Johanna Basford is a self-proclaimed ‘inky illustrator and pen geek’ who spends her days creating intricate, hand drawn artworks in black and white. Although Basford uses lots of different materials in the studio, her favourite pens are Staedtler pigment liners and she uses them in almost every single piece of artwork she makes. We asked her a few questions to find out more about how she makes her beautiful drawings, and what inspires her to keep on drawing.
Hi Johanna! Thank you for taking time out to answer our questions. Please tell us a little bit about your artistic background.
I work from my little studio at home is rural Aberdeenshire, where I spend my days crafting delicate black and white illustrations in pen and ink. I’ve been working as a freelance illustrator since leaving Duncan of Jordanstone College of Art and Design in Dundee in 2005, working hard to cover the world with my signature style of inky magic.

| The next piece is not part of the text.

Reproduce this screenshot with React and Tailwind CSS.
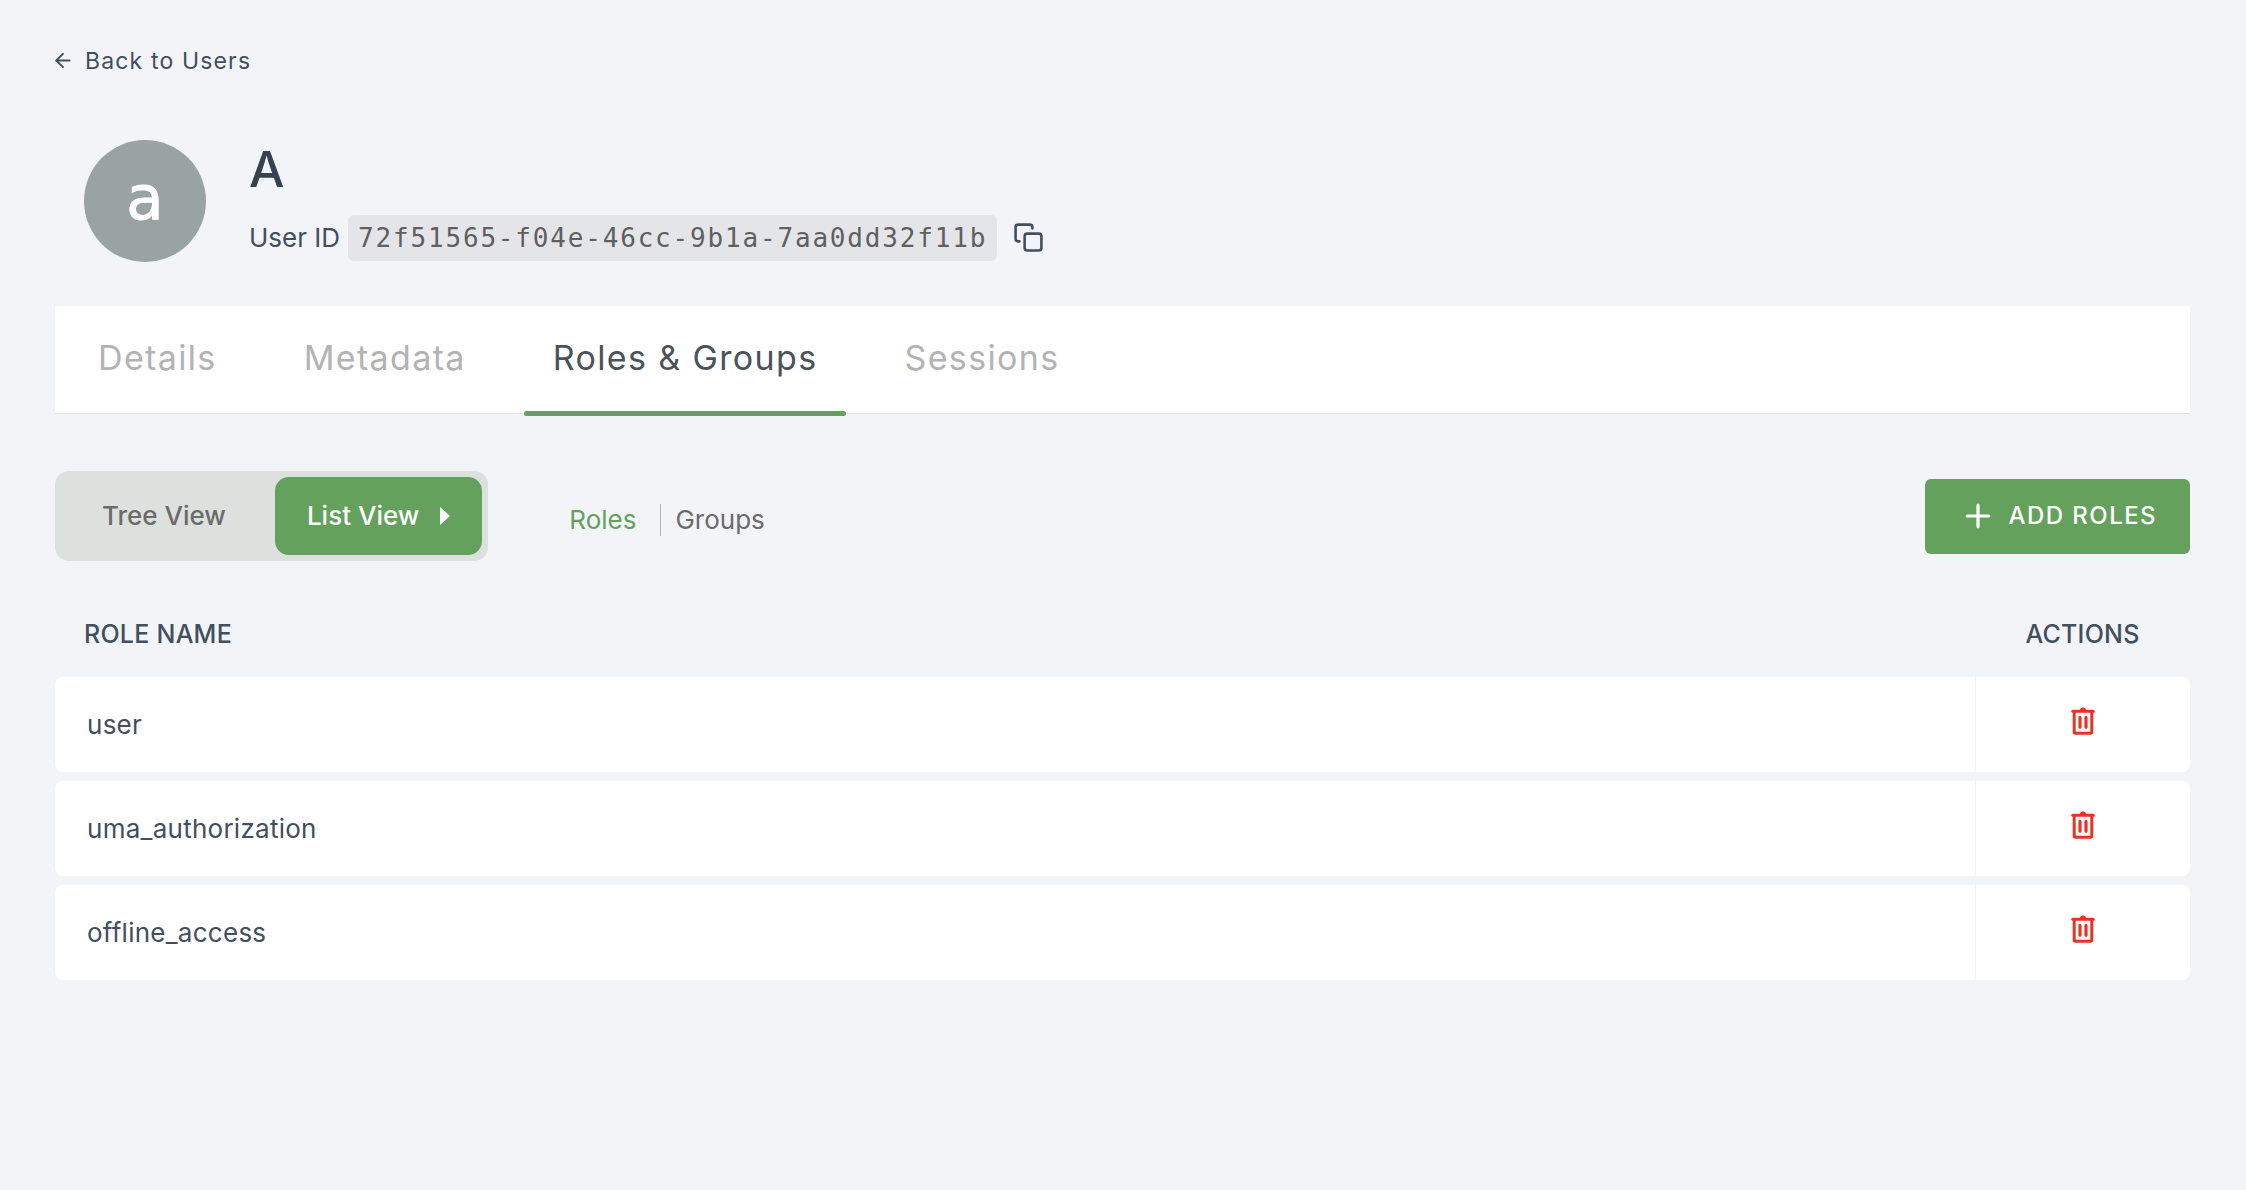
import { useState } from "react";

const TABS = ["Details", "Metadata", "Roles & Groups", "Sessions"];
const ROLES = ["user", "uma_authorization", "offline_access"];

function ArrowLeftIcon() {
  return (
    <svg width="16" height="16" viewBox="0 0 16 16" fill="none" stroke="currentColor" strokeWidth="1.9" strokeLinecap="round" strokeLinejoin="round">
      <path d="M14.6 7.5H1.2M8 0.9L1.2 7.5L8 14.1" />
    </svg>
  );
}

function CopyIcon() {
  return (
    <svg width="31" height="31" viewBox="0 0 24 24" fill="none" stroke="currentColor" strokeWidth="2" strokeLinecap="round" strokeLinejoin="round">
      <rect x="9" y="9" width="13" height="13" rx="2" />
      <path d="M5 15H4a2 2 0 0 1-2-2V4a2 2 0 0 1 2-2h9a2 2 0 0 1 2 2v1" />
    </svg>
  );
}

function PlusIcon() {
  return (
    <svg width="26" height="26" viewBox="0 0 26 26" fill="none" stroke="currentColor" strokeWidth="3.2" strokeLinecap="round">
      <path d="M13 2.2V23.8M2.2 13H23.8" />
    </svg>
  );
}

function TrashIcon() {
  return (
    <svg width="24" height="28" viewBox="0 0 24 28" fill="none" stroke="currentColor" strokeWidth="3" strokeLinecap="round" strokeLinejoin="round">
      <path d="M9 3.5a3 3 0 0 1 6 0z" fill="currentColor" stroke="none" />
      <path d="M1.8 4.2H22.2" />
      <path d="M3.2 4.5V25Q3.2 26.2 4.4 26.2H19.6Q20.8 26.2 20.8 25V4.5" />
      <path d="M9 10.4V20.2M15 10.4V20.2" strokeWidth="3.2" />
    </svg>
  );
}

export default function App() {
  const [tab, setTab] = useState("Roles & Groups");
  const [roles, setRoles] = useState(ROLES);

  const removeRole = (name) => {
    setRoles(roles.filter((r) => r !== name));
  };

  return (
    <div className="min-h-screen bg-[#f2f4f8] pt-[44px] pr-14 pb-12 pl-[55px] font-['Inter',sans-serif] text-[26px] leading-8 text-[#434e5e]">

      {/* BACK LINK */}
      <a href="#users" className="inline-flex items-center gap-[14px] text-[23px] leading-8 tracking-wider">
        <ArrowLeftIcon />
        Back to Users
      </a>

      {/* USER HEADER */}
      <header className="mt-[63px] flex items-center gap-[43px] pl-[29px]">
        <div className="flex size-[122px] items-center justify-center rounded-full bg-[#99a3a4] pb-[6px] font-['DejaVu_Sans',sans-serif] text-[61px] text-white [-webkit-text-stroke:1px_white]">
          a
        </div>
        <div>
          <h1 className="text-[50px] leading-[54px] font-medium text-[#364250]">A</h1>
          <div className="mt-[19px] flex items-center">
            <span>User ID</span>
            <code className="ml-2 rounded-md bg-[#e4e5e9] px-[10px] py-[7px] font-['DejaVu_Sans_Mono',monospace] tracking-[0.07em] text-[#5f5f5f]">
              72f51565-f04e-46cc-9b1a-7aa0dd32f11b
            </code>
            <button aria-label="Copy user ID" className="ml-4">
              <CopyIcon />
            </button>
          </div>
        </div>
      </header>

      {/* TABS */}
      <nav className="mt-11 flex gap-[29px] border-b border-[#dde1e6] bg-white px-[14px]">
        {TABS.map((name) => (
          <button
            key={name}
            onClick={() => setTab(name)}
            className={`relative px-[29px] pt-[32px] pb-[35px] text-[34px] leading-10 tracking-[0.04em] ${
              tab === name ? "text-[#4b525b]" : "text-[#b3b3b3]"
            }`}
          >
            {name}
            {tab === name && (
              <span className="absolute inset-x-0 -bottom-[3px] h-[5px] rounded-full bg-[#64a15d]" />
            )}
          </button>
        ))}
      </nav>

      {/* TOOLBAR */}
      <div className="mt-[57px] flex items-center">
        <div className="flex rounded-[14px] bg-[#dce1dd] p-[6px] font-medium">
          <button className="pr-[49px] pl-[41px] text-[#6b6b6b]">Tree View</button>
          <button className="flex h-[78px] items-center gap-[21px] rounded-[14px] bg-[#64a15d] px-8 text-white">
            List View
            <svg width="10" height="18" viewBox="0 0 10 18" fill="currentColor">
              <path d="M0 0L10 9L0 18z" />
            </svg>
          </button>
        </div>

        <div className="ml-[81px] flex items-center pt-2">
          <button className="pr-6 text-[#64a15d]">Roles</button>
          <button className="border-l border-[#b3b3b3] pl-[14px] text-[#6b6b6b]">Groups</button>
        </div>

        <button className="ml-auto flex h-[75px] items-center gap-[17px] rounded-md bg-[#64a15d] pr-[33px] pl-10 text-[24px] font-medium tracking-[0.06em] text-white">
          <PlusIcon />
          ADD ROLES
        </button>
      </div>

      {/* ROLES TABLE */}
      <table className="mt-11 w-full border-separate border-spacing-x-0 border-spacing-y-[9px]">
        <thead className="text-[25px] tracking-[0.01em]">
          <tr>
            <th className="pt-1 pb-[18px] pl-[29px] text-left font-medium">ROLE NAME</th>
            <th className="w-[215px] pt-1 pb-[18px] text-center font-medium">ACTIONS</th>
          </tr>
        </thead>
        <tbody>
          {roles.map((name) => (
            <tr key={name} className="h-[95px] bg-white">
              <td className="rounded-l-lg pl-8 tracking-[0.01em]">{name}</td>
              <td className="rounded-r-lg border-l border-[#f2f4f8]">
                <button
                  aria-label={`Remove ${name}`}
                  onClick={() => removeRole(name)}
                  className="mx-auto block pb-2 text-[#ea3323]"
                >
                  <TrashIcon />
                </button>
              </td>
            </tr>
          ))}
        </tbody>
      </table>

    </div>
  );
}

Maggie’s print is a piece I created to raise money for Maggie’s cancer caring centres. I created this intricate drawing of a heart motif, comprised of delicate blossoms and intertwining foliage. Lots of my work is inspired by nature and this kind of floral work is a joy to create! The original artwork was penned with 0.2 and 0.3 Staedtler pigment liners, then I silk screen printed it in opaque black ink onto white cartridge paper. You can read more about this project on my blog:
Maggie’s Print is a limited edition of 100 and the silk screen prints are on sale at my online shop (NB: No longer exists). All the proceeds will go to support Maggie’s centres up and down the uk.
What materials and techniques did you use in making the art work you are showing here?

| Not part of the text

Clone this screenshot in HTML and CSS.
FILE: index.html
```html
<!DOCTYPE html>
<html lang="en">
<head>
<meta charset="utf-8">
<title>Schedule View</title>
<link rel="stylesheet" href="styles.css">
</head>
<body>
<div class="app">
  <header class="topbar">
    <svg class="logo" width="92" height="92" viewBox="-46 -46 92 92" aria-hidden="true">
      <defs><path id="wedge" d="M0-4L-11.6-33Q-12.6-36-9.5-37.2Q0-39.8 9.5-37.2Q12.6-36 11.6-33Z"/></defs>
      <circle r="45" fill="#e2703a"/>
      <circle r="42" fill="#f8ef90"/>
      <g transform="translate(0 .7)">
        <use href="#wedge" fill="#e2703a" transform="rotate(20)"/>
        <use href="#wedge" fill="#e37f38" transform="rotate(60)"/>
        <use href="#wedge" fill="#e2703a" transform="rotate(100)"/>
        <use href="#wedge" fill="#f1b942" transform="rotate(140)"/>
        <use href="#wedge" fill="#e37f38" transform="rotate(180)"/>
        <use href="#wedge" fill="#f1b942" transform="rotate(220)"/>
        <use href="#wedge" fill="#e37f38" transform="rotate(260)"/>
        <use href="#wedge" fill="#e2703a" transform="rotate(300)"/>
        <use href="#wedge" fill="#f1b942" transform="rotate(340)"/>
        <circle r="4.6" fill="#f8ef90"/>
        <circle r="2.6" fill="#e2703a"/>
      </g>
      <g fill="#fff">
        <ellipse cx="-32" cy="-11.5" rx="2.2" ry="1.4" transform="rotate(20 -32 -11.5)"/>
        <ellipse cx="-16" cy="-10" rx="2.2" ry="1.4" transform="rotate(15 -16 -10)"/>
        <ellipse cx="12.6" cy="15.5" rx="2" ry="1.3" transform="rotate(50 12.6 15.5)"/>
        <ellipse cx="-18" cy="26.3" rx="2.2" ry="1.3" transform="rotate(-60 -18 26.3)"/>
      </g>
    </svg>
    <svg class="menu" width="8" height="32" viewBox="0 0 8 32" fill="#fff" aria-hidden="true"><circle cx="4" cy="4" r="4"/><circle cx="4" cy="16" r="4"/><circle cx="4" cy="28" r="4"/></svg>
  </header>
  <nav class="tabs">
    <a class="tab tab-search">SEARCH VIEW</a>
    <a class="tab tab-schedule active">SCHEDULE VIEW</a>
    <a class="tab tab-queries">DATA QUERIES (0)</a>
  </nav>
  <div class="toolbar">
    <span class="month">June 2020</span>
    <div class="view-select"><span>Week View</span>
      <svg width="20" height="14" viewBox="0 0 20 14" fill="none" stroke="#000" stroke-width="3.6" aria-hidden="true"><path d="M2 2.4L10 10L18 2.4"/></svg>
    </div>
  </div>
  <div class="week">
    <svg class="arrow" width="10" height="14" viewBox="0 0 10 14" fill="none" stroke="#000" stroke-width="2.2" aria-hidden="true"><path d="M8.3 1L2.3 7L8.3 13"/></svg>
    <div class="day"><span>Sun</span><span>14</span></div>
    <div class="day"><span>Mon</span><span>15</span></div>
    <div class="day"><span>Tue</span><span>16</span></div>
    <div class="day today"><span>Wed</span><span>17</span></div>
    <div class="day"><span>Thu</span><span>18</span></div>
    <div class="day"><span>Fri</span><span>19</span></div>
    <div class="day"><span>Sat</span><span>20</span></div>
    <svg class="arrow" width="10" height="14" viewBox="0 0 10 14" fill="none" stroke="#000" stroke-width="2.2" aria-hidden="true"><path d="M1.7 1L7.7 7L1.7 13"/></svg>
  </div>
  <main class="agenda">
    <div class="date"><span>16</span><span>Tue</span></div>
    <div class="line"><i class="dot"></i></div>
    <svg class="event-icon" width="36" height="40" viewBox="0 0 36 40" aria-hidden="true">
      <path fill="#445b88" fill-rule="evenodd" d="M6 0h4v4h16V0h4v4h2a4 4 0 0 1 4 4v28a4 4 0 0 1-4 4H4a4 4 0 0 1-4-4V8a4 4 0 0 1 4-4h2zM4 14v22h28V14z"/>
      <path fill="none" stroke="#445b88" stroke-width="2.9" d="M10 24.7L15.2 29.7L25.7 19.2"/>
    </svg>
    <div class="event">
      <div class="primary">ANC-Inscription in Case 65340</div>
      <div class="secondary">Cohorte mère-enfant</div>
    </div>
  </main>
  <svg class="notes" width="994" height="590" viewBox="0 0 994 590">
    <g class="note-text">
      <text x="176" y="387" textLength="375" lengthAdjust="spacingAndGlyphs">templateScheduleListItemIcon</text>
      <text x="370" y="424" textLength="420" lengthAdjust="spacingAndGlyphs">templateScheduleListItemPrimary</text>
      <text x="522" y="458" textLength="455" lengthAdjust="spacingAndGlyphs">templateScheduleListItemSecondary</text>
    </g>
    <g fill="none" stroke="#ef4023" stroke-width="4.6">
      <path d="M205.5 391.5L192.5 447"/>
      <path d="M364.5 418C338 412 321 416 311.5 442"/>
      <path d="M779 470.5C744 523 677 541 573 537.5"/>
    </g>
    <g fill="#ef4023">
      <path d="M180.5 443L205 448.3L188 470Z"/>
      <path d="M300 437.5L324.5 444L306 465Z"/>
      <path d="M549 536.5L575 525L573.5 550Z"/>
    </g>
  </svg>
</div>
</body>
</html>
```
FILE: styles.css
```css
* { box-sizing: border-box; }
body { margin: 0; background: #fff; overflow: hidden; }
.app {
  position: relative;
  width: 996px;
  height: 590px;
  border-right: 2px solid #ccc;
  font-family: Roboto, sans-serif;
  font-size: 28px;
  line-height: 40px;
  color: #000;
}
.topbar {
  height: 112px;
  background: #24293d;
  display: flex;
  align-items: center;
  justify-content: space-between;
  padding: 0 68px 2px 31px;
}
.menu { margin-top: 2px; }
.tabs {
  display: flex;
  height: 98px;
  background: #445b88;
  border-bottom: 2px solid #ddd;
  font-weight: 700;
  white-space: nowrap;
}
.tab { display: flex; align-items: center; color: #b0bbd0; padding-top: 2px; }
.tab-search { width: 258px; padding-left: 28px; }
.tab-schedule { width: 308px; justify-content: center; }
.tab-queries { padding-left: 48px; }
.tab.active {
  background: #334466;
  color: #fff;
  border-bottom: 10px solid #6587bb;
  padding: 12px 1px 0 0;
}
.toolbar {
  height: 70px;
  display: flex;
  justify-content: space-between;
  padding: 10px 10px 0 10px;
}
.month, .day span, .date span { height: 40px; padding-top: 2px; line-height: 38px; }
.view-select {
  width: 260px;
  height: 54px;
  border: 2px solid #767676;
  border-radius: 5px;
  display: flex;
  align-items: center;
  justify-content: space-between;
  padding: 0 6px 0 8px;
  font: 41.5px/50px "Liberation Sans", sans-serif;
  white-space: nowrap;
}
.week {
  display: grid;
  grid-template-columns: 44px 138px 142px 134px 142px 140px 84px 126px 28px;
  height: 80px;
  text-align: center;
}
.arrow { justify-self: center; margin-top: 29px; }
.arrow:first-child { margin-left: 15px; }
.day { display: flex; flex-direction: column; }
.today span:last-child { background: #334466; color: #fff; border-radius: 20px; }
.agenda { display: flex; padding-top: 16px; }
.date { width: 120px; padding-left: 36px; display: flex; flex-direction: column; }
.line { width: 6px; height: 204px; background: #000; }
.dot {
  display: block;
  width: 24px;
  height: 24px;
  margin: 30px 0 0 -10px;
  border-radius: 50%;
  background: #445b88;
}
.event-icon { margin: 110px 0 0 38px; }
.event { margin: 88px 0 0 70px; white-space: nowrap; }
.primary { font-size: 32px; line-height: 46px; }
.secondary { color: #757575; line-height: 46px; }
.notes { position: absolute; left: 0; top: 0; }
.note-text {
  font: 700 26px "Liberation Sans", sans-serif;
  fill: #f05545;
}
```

I’m a self confessed pen geek and love nothing more than rummaging around in an art supplies shop like Jackson’s to find pens and pencils I haven’t yet worked with.
For my paper based illustration work I tend to always use the same few tools: A Mars Staedtler rotary pencil (0.5 lead) to sketch out a rough draft onto smooth white layout paper, then I redraw in Staedtler pigment liners. I get through dozens every week, particularly 0.2’s and 0.05s which are just great for the tiny details I like to incorporate into my work.
For other projects I’ll use different pens depending on the surface that I’m drawing on, but for everything paper based I use Staedtler’s lovely fine liners. I find the opaque black ink and the fibre tipped nibs give me a really crisp, clean line on the layout paper which is just perfect for scanning and digitizing my hand drawings.
Once the artwork is compete, I take it to the screen printing studio where I turn the drawing into an edition of prints. You can see a video showing a ‘behind the scenes’ peek at this process here:
What challenges (if any) did you face in making this work and can you give other artists any tips for solving similar problems?
I always struggle with getting as much hidden detail into my drawings as possible. I love the idea that the more you look at a drawing, the more it reveals all of its tiny intricacies. To help with this, I draw much bigger than the final print size, then scale it down digitally, this allows me to tighten up all the hand drawn lines when they are shrunk to print size.
I also find working on a separate sheet of paper when it comes to inking the drawing, i.e placing a fresh sheet over the top of your pencil sketch and redrawing in ink, as opposed to inking straight over the top of the graphite sketch, is much cleaner. This way the drawing is crisp and not smudgy or grey from the pencil lines.
Please tell us something about the idea behind the work you are showing here.
I wanted to create an artwork which was in my signature style of hand drawn botanicals, but which conveyed a notion of the Maggie’s approach. Their cancer caring centres look like homes to me, not medical buildings, so I felt crafting the drawing into the shape of a love heart encapsulated this notion of a cosy place of refuge.
How does this work relate to your artistic practice, how you approach art over-all?
All my work is drawn by hand, with an emphasis on capturing something which is unique and crafted with care and love. I don’t create artwork digitally, but instead delight in the smudgy fingerprints and slightly wonky circles that are inherent to drawing the traditional way, i.e. without a vector in sight. I do use the computer at the end to tweak and get artwork ready for on going processes, but at the centre of it all is a joy of drawing and a passion to create analogue art for a digital world.
What drives you to make work? (what is your inspiration, what interests you, how do you get started?
I love drawing. That’s it, pure and simple, I absolutely love putting pen or pencil to paper and making an image in my imagination come to life.
Do you have any art advice you would like to share?
I think drawing is like any other skill like playing the piano or skiing, practice makes perfect. The more your draw, the better you get. I draw every day in an attempt to hone my craft and in the pursuit of perfection. I’ve got a long way to go!
What is your favourite art material?
Staedtler pigment liners, 0.2’s at the moment.
What is coming up next/your plans?
I’m currently working on my second book with Laurence King. Enchanted Forest is the sequel to Secret Garden and is a colouring book for creative hands young and old. I’m on page 4 of 100, lots of work still to go!